# Charge FP1 Eclipse 2.0 Not Going into Deep Sleep



## tetrisiz (Oct 12, 2011)

I'm having a weird issue ever since I switched to FP1. I was first on the Eclipse deodexed debloated stock rom (before 2.0) came out. I first noticed it with this where My battery was draining very quickly. I looked in "Battery Use" and 'Android OS' is consistently the number one drain with 47% to 60% drain. I downloaded CPU Spy and noticed that the phone was hardly if ever going into deep sleep (even if I left it on charging all night it) it stays mostly at 100mhz. I then moved to Eclipse 2.0 when it came out and am having the same issue. I have 15% batter drain over the last 1 1/2 hours with hardly any use. I got BetterBatteryStats and it seems that "SDM_Partial_Waklock" is consistently using the most battery (under Partial Wakelocks).

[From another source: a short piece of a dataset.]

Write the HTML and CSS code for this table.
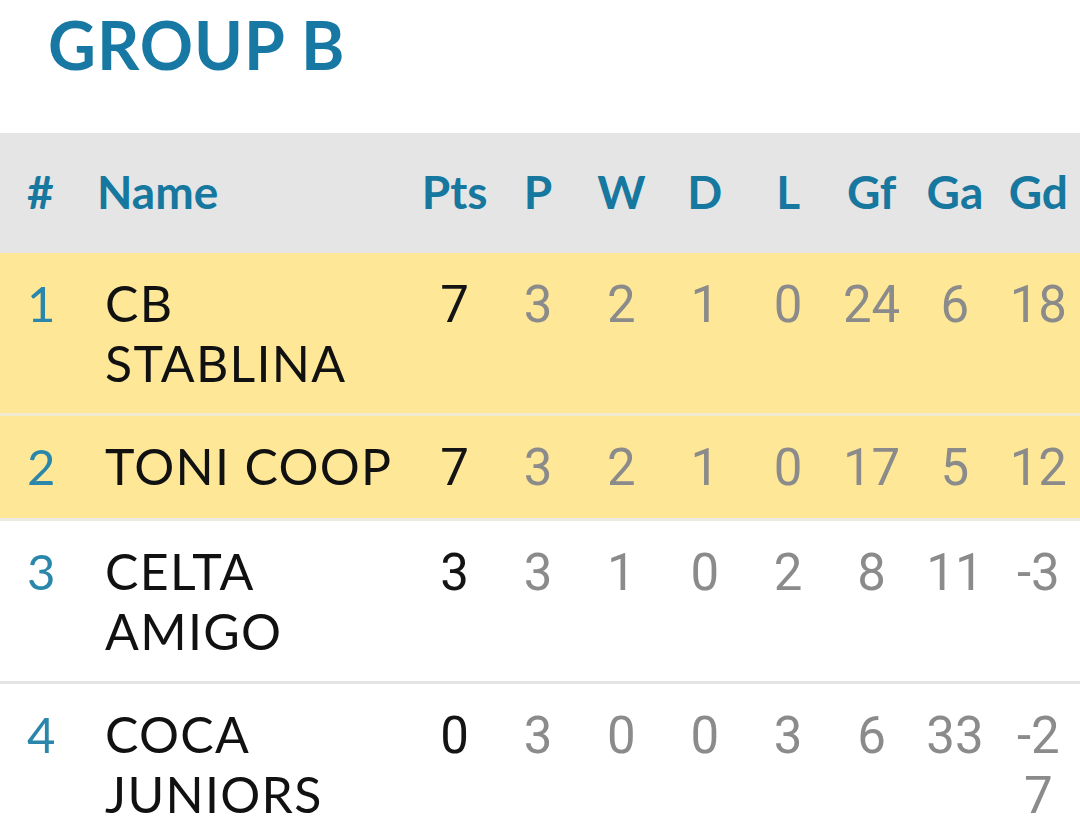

So it looks like something is preventing the phone from going into deep sleep. Anybody have any suggestions/fix or having the same issue?

EDIT: I never noticed an issue on Eclipse EP4D as I had really good 12+ hours of battery life.


----------



## CraigL (Jun 17, 2011)

Use titanium to freeze or remove sdm and see if that fixes the problem.

After a quick Google sdm appears to be related to ota updates and Verizon sync so it should be safe to remove.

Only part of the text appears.